What the task asks: Go through the material below, count the lines with the word "that", and reply with the count alone.

───── Material ─────

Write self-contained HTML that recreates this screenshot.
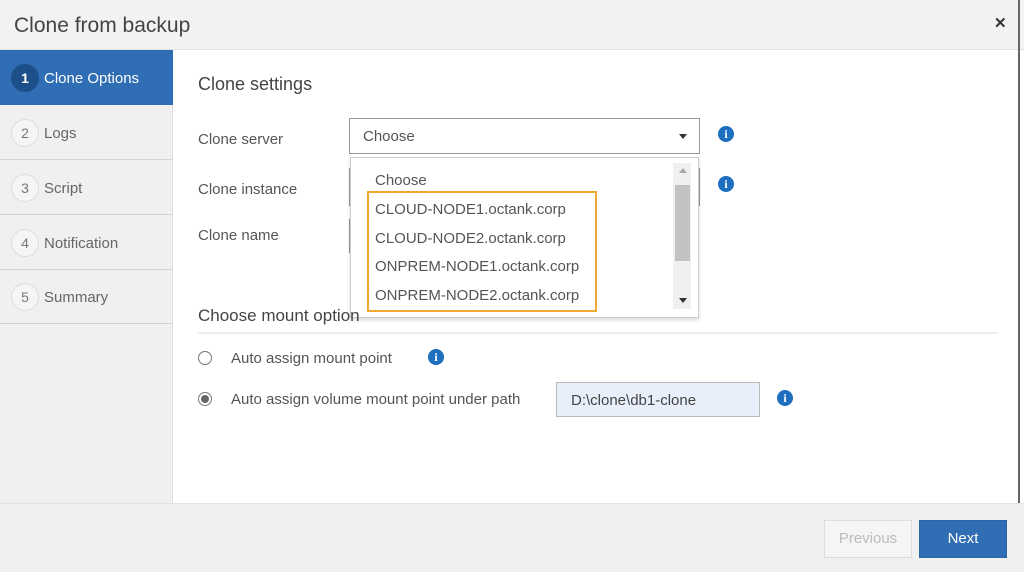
<!DOCTYPE html>
<html><head><meta charset="utf-8"><style>
*{box-sizing:border-box;margin:0;padding:0}
body{width:1024px;height:572px;overflow:hidden;background:#fff;font-family:"Liberation Sans",sans-serif;color:#555;position:relative}
.abs{position:absolute}
.hdr{left:0;top:0;width:1024px;height:50px;background:#f2f2f2;border-bottom:1px solid #e2e2e2}
.hdr .t{left:14px;top:14px;font-size:21px;color:#444}
.x{left:994px;top:14px;font-size:15px;font-weight:bold;color:#333}
.side{left:0;top:50px;width:173px;height:453px;background:#f0f0f0;border-right:1px solid #ddd}
.item{position:absolute;left:0;width:173px;height:55px;border-bottom:1px solid #d5d5d5;font-size:15px;color:#666}
.item .n{position:absolute;left:11px;top:14px;width:28px;height:28px;border-radius:50%;border:1px solid #ddd;background:#f5f5f5;text-align:center;line-height:26px;font-size:14px;color:#777}
.item .l{position:absolute;left:44px;top:20px}
.act{background:#2f6db5;color:#fff;border-bottom:none}
.act .n{background:#1d4f8a;border-color:#1d4f8a;color:#fff;font-weight:bold}
.main{font-size:15px;color:#555}
.info{position:absolute;width:16px;height:16px;border-radius:50%;background:#1f6fc0;color:#fff;font:bold 12px/16px "Liberation Serif",serif;text-align:center}
.foot{left:0;top:503px;width:1024px;height:69px;background:#f0f0f0;border-top:1px solid #e2e2e2}
.btn{position:absolute;top:520px;height:38px;font-size:15px;text-align:center;line-height:36px}
.dd div{position:absolute;left:24px;font-size:15px;color:#555}
</style></head><body>
<div class="abs hdr"><div class="abs t">Clone from backup</div></div>
<div class="abs x">✕</div>
<div class="abs" style="left:1018px;top:0;width:2px;height:572px;background:#666"></div>
<div class="abs side">
 <div class="item act" style="top:0"><div class="n">1</div><div class="l">Clone Options</div></div>
 <div class="item" style="top:55px"><div class="n">2</div><div class="l">Logs</div></div>
 <div class="item" style="top:110px"><div class="n">3</div><div class="l">Script</div></div>
 <div class="item" style="top:165px"><div class="n">4</div><div class="l">Notification</div></div>
 <div class="item" style="top:219px"><div class="n">5</div><div class="l">Summary</div></div>
</div>
<div class="main">
 <div class="abs" style="left:198px;top:74px;font-size:18px;color:#444">Clone settings</div>
 <div class="abs" style="left:198px;top:131px">Clone server</div>
 <div class="abs" style="left:198px;top:181px">Clone instance</div>
 <div class="abs" style="left:198px;top:227px">Clone name</div>
 <div class="abs" style="left:349px;top:118px;width:351px;height:36px;border:1px solid #999;background:#fff"><div class="abs" style="left:13px;top:9px;color:#555">Choose</div><div class="abs" style="right:12px;top:15px;border-left:4px solid transparent;border-right:4px solid transparent;border-top:5px solid #333"></div></div>
 <div class="info" style="left:718px;top:126px">i</div>
 <div class="info" style="left:718px;top:176px">i</div>
 <div class="abs" style="left:349px;top:168px;width:2px;height:38px;background:#999"></div>
 <div class="abs" style="left:698px;top:168px;width:2px;height:38px;background:#999"></div>
 <div class="abs" style="left:349px;top:219px;width:2px;height:34px;background:#999"></div>
 <div class="abs dd" style="left:350px;top:157px;width:349px;height:161px;background:#fff;border:1px solid #ccc;box-shadow:0 2px 4px rgba(0,0,0,.15)">
  <div style="top:14px">Choose</div>
  <div style="top:43px">CLOUD-NODE1.octank.corp</div>
  <div style="top:72px">CLOUD-NODE2.octank.corp</div>
  <div style="top:100px">ONPREM-NODE1.octank.corp</div>
  <div style="top:129px">ONPREM-NODE2.octank.corp</div>
  <div style="left:16px;top:33px;width:230px;height:121px;border:2px solid #f0a830"></div>
  <div style="left:322px;top:5px;width:18px;height:146px;background:#f0f0f0"></div>
  <div style="left:328px;top:10px;width:0;height:0;border-left:4px solid transparent;border-right:4px solid transparent;border-bottom:5px solid #aaa"></div>
  <div style="left:324px;top:27px;width:15px;height:76px;background:#c2c2c2"></div>
  <div style="left:328px;top:140px;width:0;height:0;border-left:4px solid transparent;border-right:4px solid transparent;border-top:5px solid #333"></div>
 </div>
 <div class="abs" style="left:198px;top:306px;font-size:17px;color:#444">Choose mount option</div>
 <div class="abs" style="left:198px;top:332px;width:800px;height:2px;background:#eee"></div>
 <div class="abs" style="left:198px;top:351px;width:14px;height:14px;border-radius:50%;border:1px solid #777"></div>
 <div class="abs" style="left:231px;top:350px">Auto assign mount point</div>
 <div class="info" style="left:428px;top:349px">i</div>
 <div class="abs" style="left:198px;top:392px;width:14px;height:14px;border-radius:50%;border:1px solid #777"><div class="abs" style="left:2px;top:2px;width:8px;height:8px;border-radius:50%;background:#666"></div></div>
 <div class="abs" style="left:231px;top:391px">Auto assign volume mount point under path</div>
 <div class="abs" style="left:556px;top:382px;width:204px;height:35px;background:#e8effa;border:1px solid #bbb"><div class="abs" style="left:14px;top:9px;color:#444">D:\clone\db1-clone</div></div>
 <div class="info" style="left:777px;top:390px">i</div>
</div>
<div class="abs foot"></div>
<div class="btn" style="left:824px;width:88px;border:1px solid #ddd;background:#f5f5f5;color:#bbb">Previous</div>
<div class="btn" style="left:919px;width:88px;background:#2f6db5;color:#fff;border:1px solid #2a65a8">Next</div>
</body></html>
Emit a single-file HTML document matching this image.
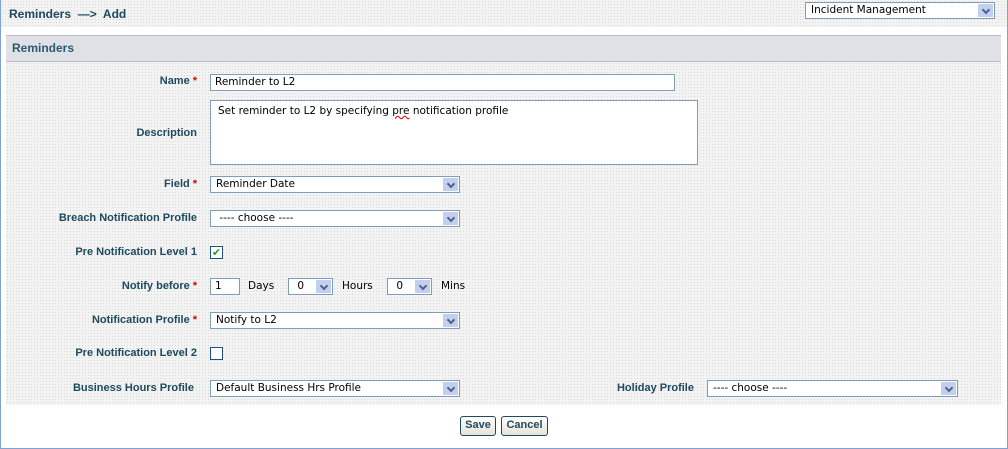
<!DOCTYPE html>
<html><head><style>
*{margin:0;padding:0;box-sizing:border-box}
body{width:1008px;height:449px;background:#fff;font-family:"DejaVu Sans",sans-serif;font-size:11px;position:relative;overflow:hidden}
.frame{position:absolute;left:0;top:0;width:1008px;height:449px;border:1px solid #7ea2d6;border-top:none}
.dot{background-color:#f3f3f3;background-image:radial-gradient(#d8d8d8 0.6px,transparent 0.7px);background-size:3px 3px}
.top{position:absolute;left:1px;top:0;width:1006px;height:27px}
.crumb{position:absolute;left:8px;top:7px;font-weight:bold;color:#1d4a5c;font-size:12px;font-family:"Liberation Sans",sans-serif}
.sel{position:absolute;background:#fff;border:1px solid #7f9db9;font-size:10.5px;padding-left:5px;line-height:15px;color:#000}
.sel::after{content:"";position:absolute;right:1px;top:1px;width:15px;bottom:1px;background:#c3cff0}
.sel::before{content:"";position:absolute;right:5px;top:4px;width:4px;height:4px;border-right:2px solid #4d6185;border-bottom:2px solid #4d6185;transform:rotate(45deg);z-index:1}
.sec{position:absolute;left:6px;top:35px;width:995px;height:27px;background:#dfe1e6;border-top:1px solid #b8bcc4;border-bottom:1px solid #b8bcc4;color:#2a5a70;font-weight:bold;font-size:12px;padding:5px 0 0 6px;font-family:"Liberation Sans",sans-serif}
.form{position:absolute;left:6px;top:62px;width:995px;height:343px}
.lbl{position:absolute;font-weight:bold;color:#1d4a5c;font-size:11px;text-align:right;font-family:"Liberation Sans",sans-serif}
.lbl i{color:#d00;font-style:normal;margin-left:3px}
.inp{position:absolute;background:#fff;border:1px solid #7f9db9;font-size:10.5px;padding-left:4px;line-height:14px}
.cb{position:absolute;width:13px;height:13px;border:1px solid #1c5180;background:#fff}
.t{position:absolute;font-size:10.5px}
.btn{position:absolute;top:416px;height:20px;border:1px solid #1d4a5c;border-radius:3px;background:linear-gradient(#fff,#e6e2d6);font-weight:bold;color:#1d4a5c;font-size:11px;text-align:center;line-height:17px;font-family:"Liberation Sans",sans-serif}
</style></head><body>
<div class="frame"></div>
<div class="top dot"><div class="crumb">Reminders &nbsp;—&gt;&nbsp; Add</div></div>
<div class="sel" style="left:805px;top:2px;width:190px;height:17px">Incident Management</div>
<div class="sec">Reminders</div>
<div class="form dot"></div>
<div class="lbl" style="right:811px;top:75px">Name<i>*</i></div>
<div class="inp" style="left:210px;top:74px;width:465px;height:17px">Reminder to L2</div>
<div class="lbl" style="right:811px;top:127px">Description</div>
<div class="inp" style="left:210px;top:100px;width:488px;height:65px;padding:3px 7px;line-height:14px">Set reminder to L2 by specifying <span style="text-decoration:underline wavy red">pre</span> notification profile</div>
<div class="lbl" style="right:811px;top:178px">Field<i>*</i></div>
<div class="sel" style="left:210px;top:176px;width:250px;height:17px">Reminder Date</div>
<div class="lbl" style="right:811px;top:212px">Breach Notification Profile</div>
<div class="sel" style="left:210px;top:210px;width:250px;height:17px">&nbsp;---- choose ----</div>
<div class="lbl" style="right:811px;top:246px">Pre Notification Level 1</div>
<div class="cb" style="left:210px;top:246px;color:#2a9a2a;font-size:11px;line-height:11px;text-align:center;font-weight:bold">✔</div>
<div class="lbl" style="right:811px;top:280px">Notify before<i>*</i></div>
<div class="inp" style="left:210px;top:278px;width:30px;height:17px">1</div>
<div class="t" style="left:248px;top:280px">Days</div>
<div class="sel" style="left:288px;top:278px;width:45px;height:17px">&nbsp;0</div>
<div class="t" style="left:342px;top:280px">Hours</div>
<div class="sel" style="left:387px;top:278px;width:45px;height:17px">&nbsp;0</div>
<div class="t" style="left:441px;top:280px">Mins</div>
<div class="lbl" style="right:811px;top:314px">Notification Profile<i>*</i></div>
<div class="sel" style="left:210px;top:312px;width:250px;height:17px">Notify to L2</div>
<div class="lbl" style="right:811px;top:347px">Pre Notification Level 2</div>
<div class="cb" style="left:210px;top:347px"></div>
<div class="lbl" style="right:814px;top:382px">Business Hours Profile</div>
<div class="sel" style="left:210px;top:380px;width:250px;height:17px">Default Business Hrs Profile</div>
<div class="lbl" style="right:314px;top:382px">Holiday Profile</div>
<div class="sel" style="left:707px;top:380px;width:251px;height:17px">---- choose ----</div>
<div class="btn" style="left:460px;width:36px">Save</div>
<div class="btn" style="left:501px;width:47px">Cancel</div>
</body></html>
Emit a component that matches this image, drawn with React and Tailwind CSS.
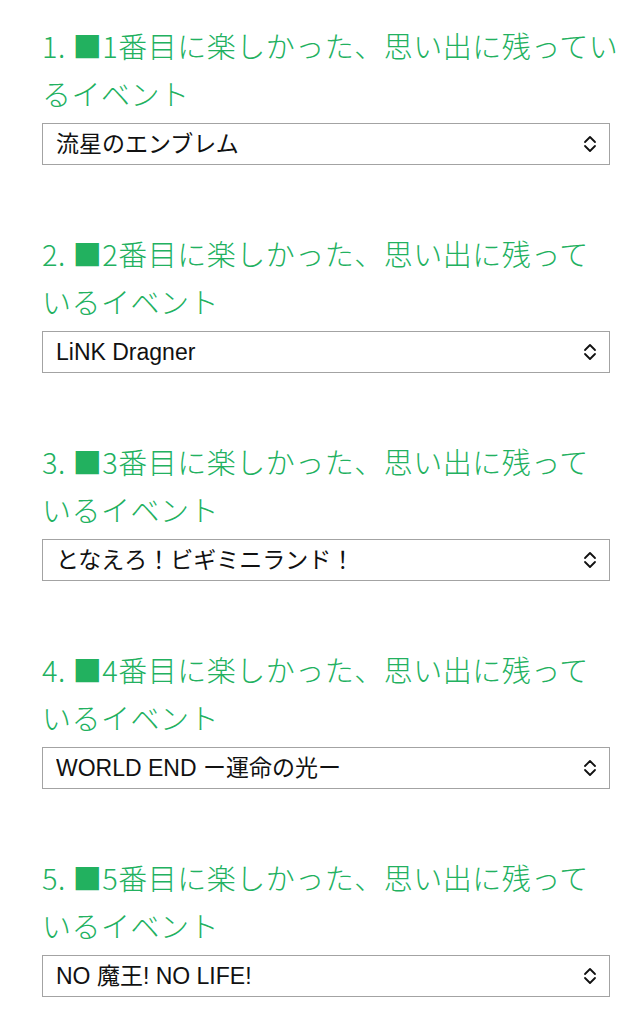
const items = [
  { n: 1, lines: ['1. ■1番目に楽しかった、思い出に残ってい', 'るイベント'], value: '流星のエンブレム' },
  { n: 2, lines: ['2. ■2番目に楽しかった、思い出に残って', 'いるイベント'], value: 'LiNK Dragner' },
  { n: 3, lines: ['3. ■3番目に楽しかった、思い出に残って', 'いるイベント'], value: 'となえろ！ビギミニランド！' },
  { n: 4, lines: ['4. ■4番目に楽しかった、思い出に残って', 'いるイベント'], value: 'WORLD END ー運命の光ー' },
  { n: 5, lines: ['5. ■5番目に楽しかった、思い出に残って', 'いるイベント'], value: 'NO 魔王! NO LIFE!' },
]

function Chevrons() {
  return (
    <svg width="14" height="18" viewBox="0 0 14 18" fill="none" stroke="#111" strokeWidth="1.8" strokeLinecap="round" strokeLinejoin="round">
      <path d="M2 7 L7 2 L12 7" />
      <path d="M2 11 L7 16 L12 11" />
    </svg>
  )
}

function Question({ item }) {
  return (
    <div className="mb-[64px]">
      <h3 className="text-[29px] leading-[48px] font-light text-[#22b15f] tracking-[0.5px]">
        {item.lines.map((l, i) => (
          <div key={i} className="whitespace-nowrap">{l}</div>
        ))}
      </h3>
      <div className="relative mt-[6px]">
        <select
          defaultValue={item.value}
          className="w-full h-[42px] appearance-none bg-white border border-[#a3a3a3] rounded-none pl-[13px] pr-10 text-[23px] text-[#111] outline-none"
          style={{ fontFamily: '"Liberation Sans", "Noto Sans CJK JP", sans-serif' }}
        >
          <option>{item.value}</option>
        </select>
        <div className="pointer-events-none absolute right-[13px] top-1/2 -translate-y-1/2">
          <Chevrons />
        </div>
      </div>
    </div>
  )
}

export default function App() {
  return (
    <div className="bg-white min-h-screen pl-[42px] pr-[28px] pt-[21px]" style={{ fontFamily: '"Noto Sans CJK JP", "Noto Sans", sans-serif' }}>
      {items.map(item => <Question key={item.n} item={item} />)}
    </div>
  )
}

─────

Result of the task: 2